One of the challenging things was finding a flat when I got to the end of my first year. All my friends were starting organise flats and find flatmates, etc. It was getting a bit overwhelming for me at that stage. I was fortunate enough to have the option of staying in my hall. This wasn't what I intended to happen - but hey, it happened. On the bright side, it was a darn sight warmer in the halls on those chilly Dunedin days. Having that option of staying in the halls was great, and it allowed me to have a little more time to think about the flatting logistics. Fortunately, I found an accessible university-owned flat for the last few years of my degree. This was a great solution and the university staff were very helpful in organising this for me.

Yes, I did have some doubts about how I could do uni with a disability. The hardest part for me was realising that I did need help. It took me a long time to come to terms with the fact that there are some things that I was just going to take a little longer to do, i.e. assignments and getting to class from one end of campus to another, but I just got on and learned strategies to cope. Occasionally I could stream my lectures online so I didn’t have to walk so far between classes, but I also just learnt to walk quickly (while trying to avoid wobbly pavements).

"Getting the “You Are Inspiring” and the “You’re So Far Away From Home” comments caught me off guard."

One of those times I was speed walking across campus, another student was so adamant he could cure my Cerebral Palsy that he approached me and stopped me. Come on, I was innocently walking back from a day at the library, needing food. My CP was the least of my concerns. To be honest, it was kind of amusing that he decided to pray for me then and there, but I bit my tongue. Of course I knew that it wasn’t gonna help, so I decided to just go with it. Getting the “You Are Inspiring” and the “You’re So Far Away From Home” comments caught me off guard. Pfft — just because I have a disability doesn’t mean I can’t go to the furthest end of the country for uni just like anyone else. Surely that doesn’t make me inspirational? All I was doing was going to class just like any other student.

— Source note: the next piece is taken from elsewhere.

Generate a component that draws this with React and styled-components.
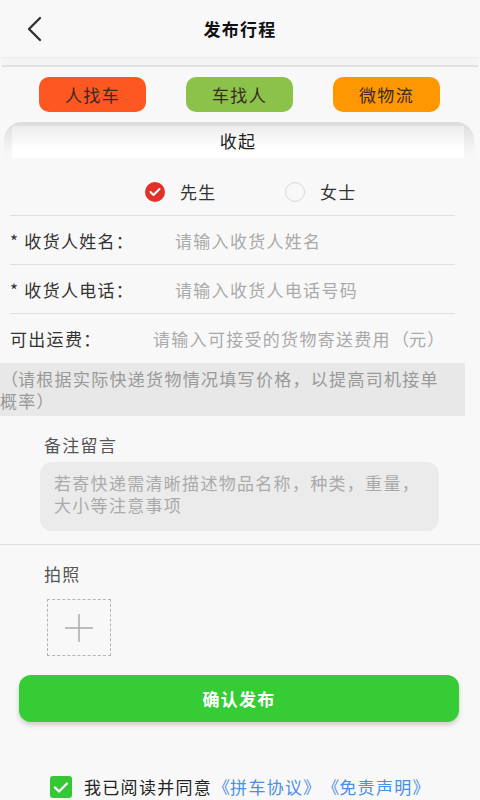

So yes - sometimes it’s a bit hit and miss. But (believe it or not) people are willing and want to help you! It took me a bit of time to realise this but let me tell you, it gets so much easier once you do. The university appreciates it when you say “I need help”. It helps that usually when you enrol in a university, you can state that you have a disability on your enrolment form. Funnily enough, if you tick ‘Yes’ then the disability support service will make itself known to you. The support systems are fantastic, it pays to find your voice and be brave.